Si chiama “sindrome di Proust” e non è roba da poco. Infatti, viene studiata addirittura dai neuroscienziati. Di cosa si tratta? Del potere evocativo dell’olfatto, in grado di far riaffiorare ricordi e sensazioni solo ed esclusivamente con un determinato profumo.
Ve ne parlo perché sul numero di Confidenze in edicola adesso c’è un articolo di bellezza che si intitola, appunto, Profumi d’estate. Quelli citati sono i golosi sentori della pesca, del fico o del fiore di tiarè. Mentre gli odori che nel mio immaginario annunciano e celebrano i mesi caldi, trasportandomi ogni volta che li annuso in un vortice di emozioni, sono altri.

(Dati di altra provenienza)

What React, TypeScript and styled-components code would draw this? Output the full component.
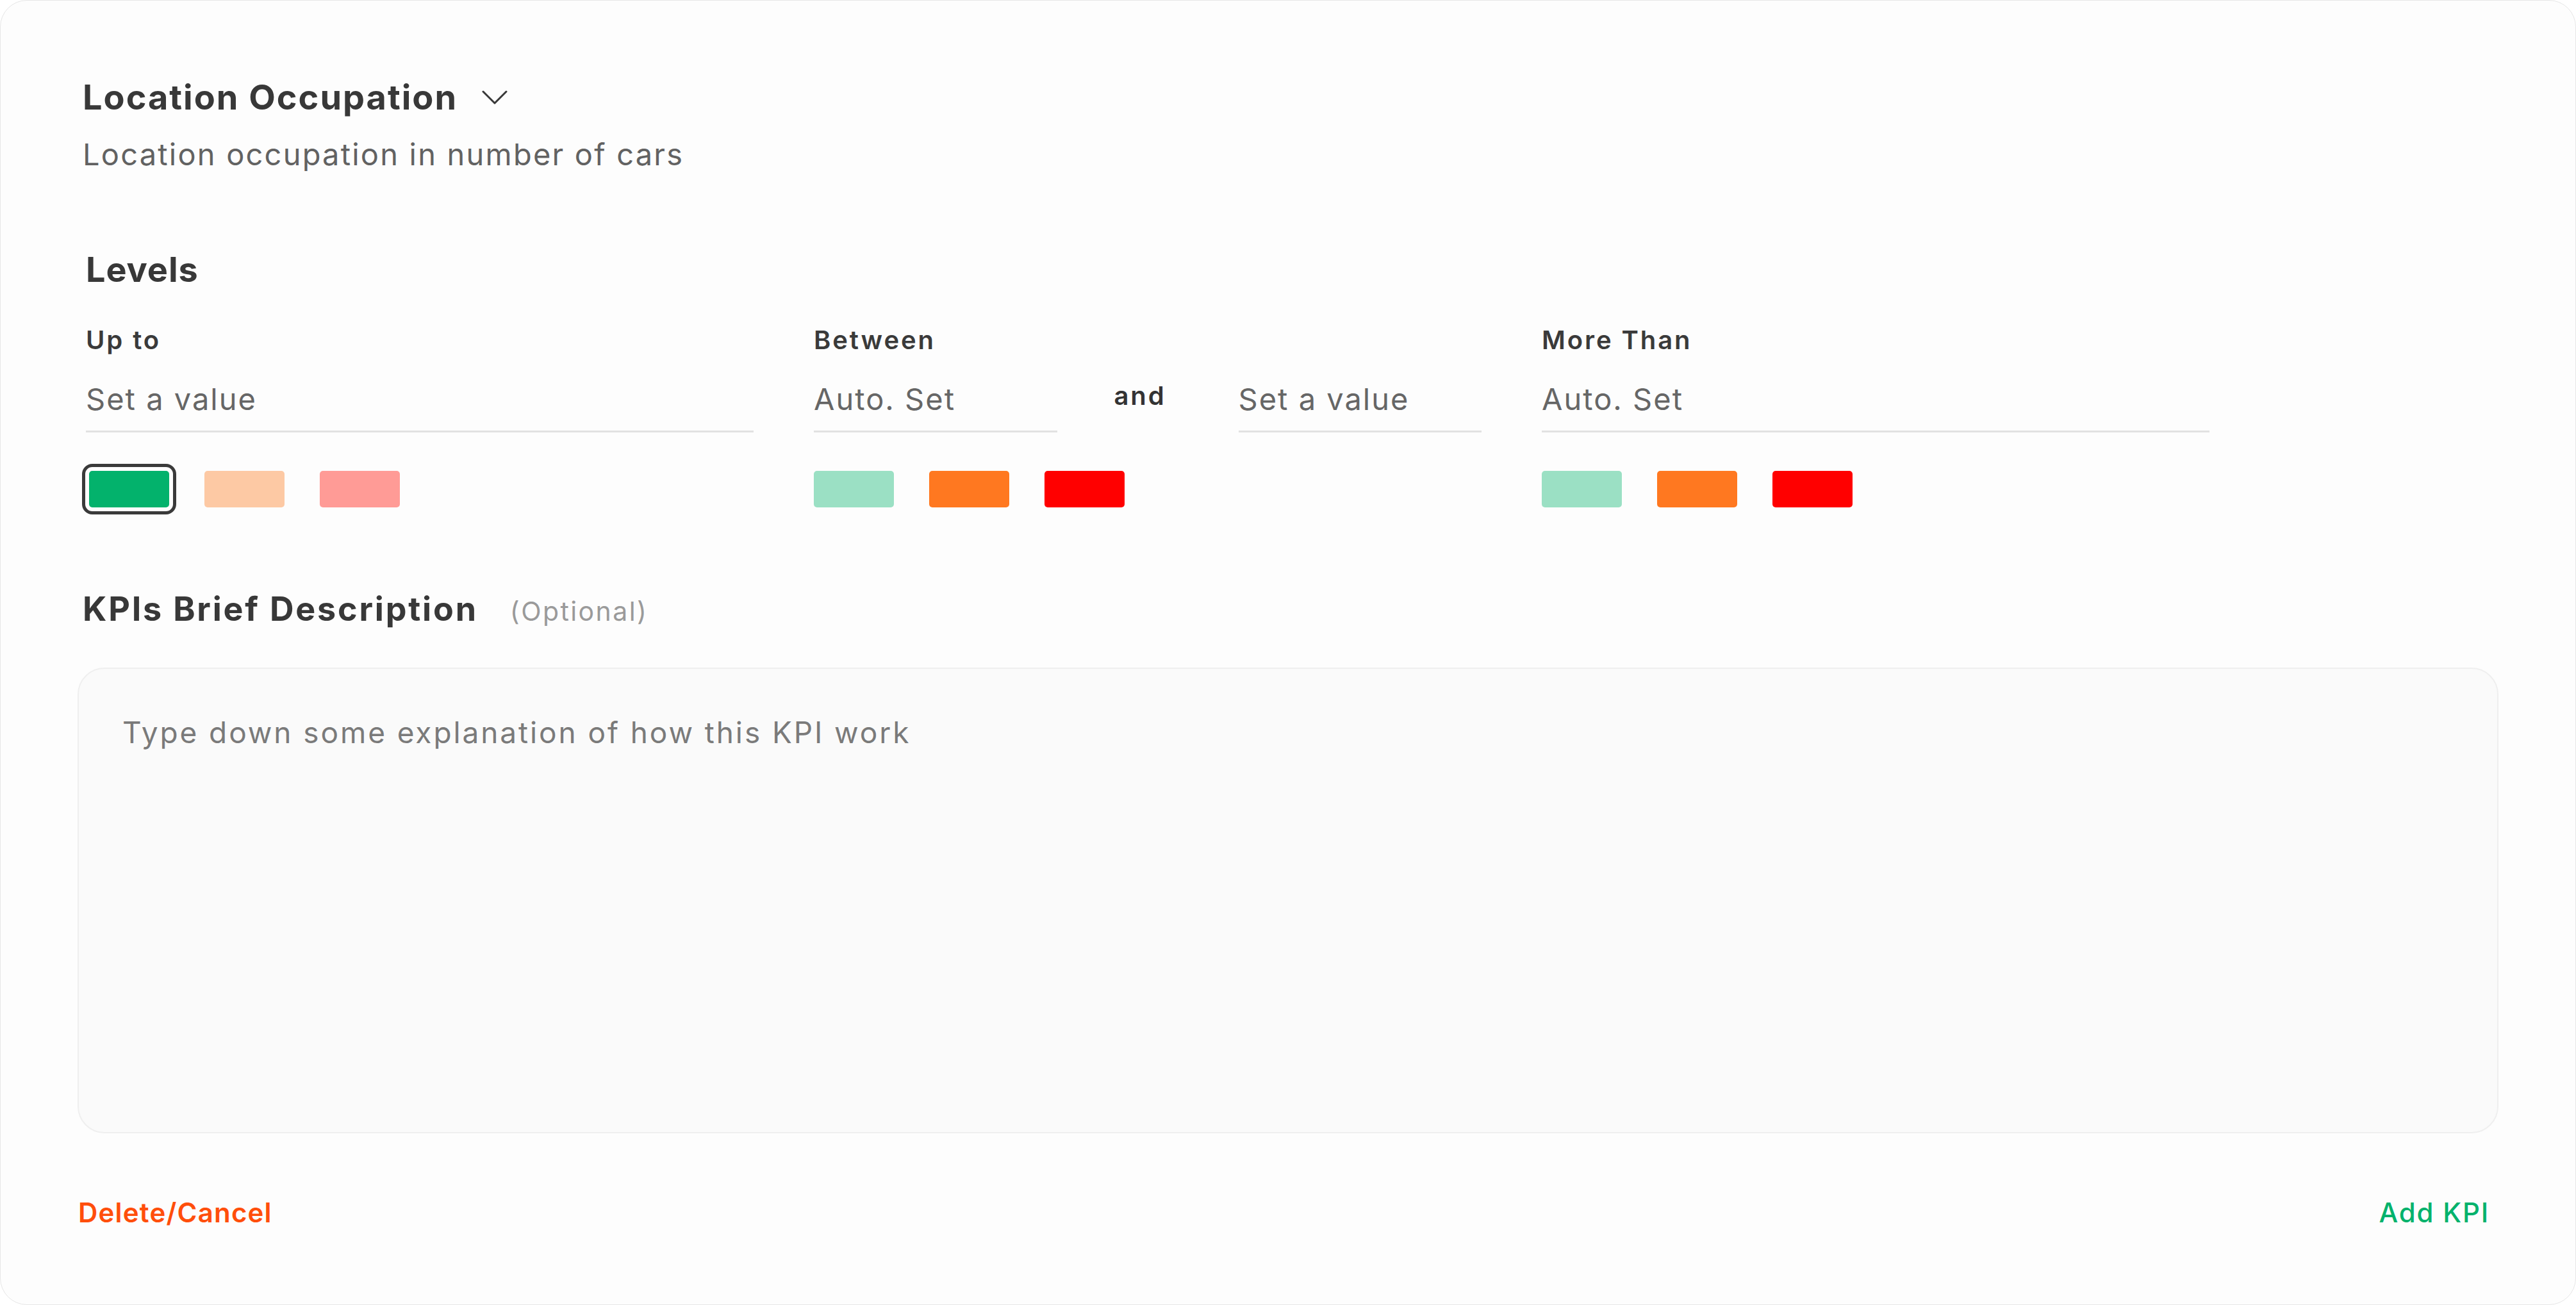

Tra le note che anno dopo anno mi avvolgono in una struggente allegria (sì, provo proprio questo sentimento contrastante) ci sono quelle che aleggiano nell’aria in montagna verso la fine della stagione sciistica. Descriverle a parole è assolutamente impossibile, eppure per noi che frequentiamo quel posto fin da piccoli, basta che uno dica «profumo di Courmayeur a marzo» ed ecco che a tutti gli altri si apre un mondo fatto di ossimori.
Alla malinconia di una stagione che si chiude, infatti, si mescola la gioia delle giornate che si allungano e della natura che si prepara a scoppiare. E subito la mente corre alle mille versioni in cui il paesino ci ha visti in quel momento di passaggio. Cioè, bambini desiderosi di diventare adulti, teen ager felicemente consapevoli di avere la vita davanti, giovani sposi innamorati, genitori bramosi di far amare ai nostri figli la montagna come l’abbiamo amata noi, signori di mezza età alle prese con… la mezza età!
Lo stesso ingarbuglio di sensazioni si impadronisce di me quando il naso incontra i dolci sentori del pitosforo e del gelsomino (questi sì che sono facili da definire). Tant’è che in moto in Liguria, spesso mi scopro ad alternare sorrisi e commozione sotto il casco, neanche fossi al cinema a vedere una commedia dolce-amara.
I profumi, insomma, sono una miccia che accende ogni genere di ricordi e stati d’animo. Non solo quelli che arrivano dalla natura. Esistono, per esempio, eau de toilette che rammentano persone che non vedi da secoli. Aromi culinari che riportano a serate particolari. Case in cui entri fisicamente, ma con la mente che vola altrove. Scatole che, appena aperte, emanano odori che evocano il passato più remoto.
Insomma, quando si dice che la memoria non dimentica mai le note olfattive è assolutamente vero.
Io, per esempio, avrò stampati nel cervello per sempre il meraviglioso profumino dell’orsacchiotto con cui dormivo da bambina e quello della mia della mia cartella delle elementari. Ma non scordo neanche l’odore della casa della zia Bianca. Che non era buonissimo, ma mi piaceva lo stesso perché preannunciava una scorpacciata di cioccolatini.
Amari, al latte e bianchi, erano lo specchietto per le allodole. Ovvero, per noi nipoti che al ritorno dalla spiaggia, durante le vacanze estive accettavamo di buon grado l’obbligo della visita all’anziana parente, solo perché ripagata da quei dolcetti rigorosamente vietati a casa nostra e offerti con generosità nel suo salotto.
Che profumo avevano? E chi l’ha mai sentito: era soffocato dall’odore della casa della zia Bianca.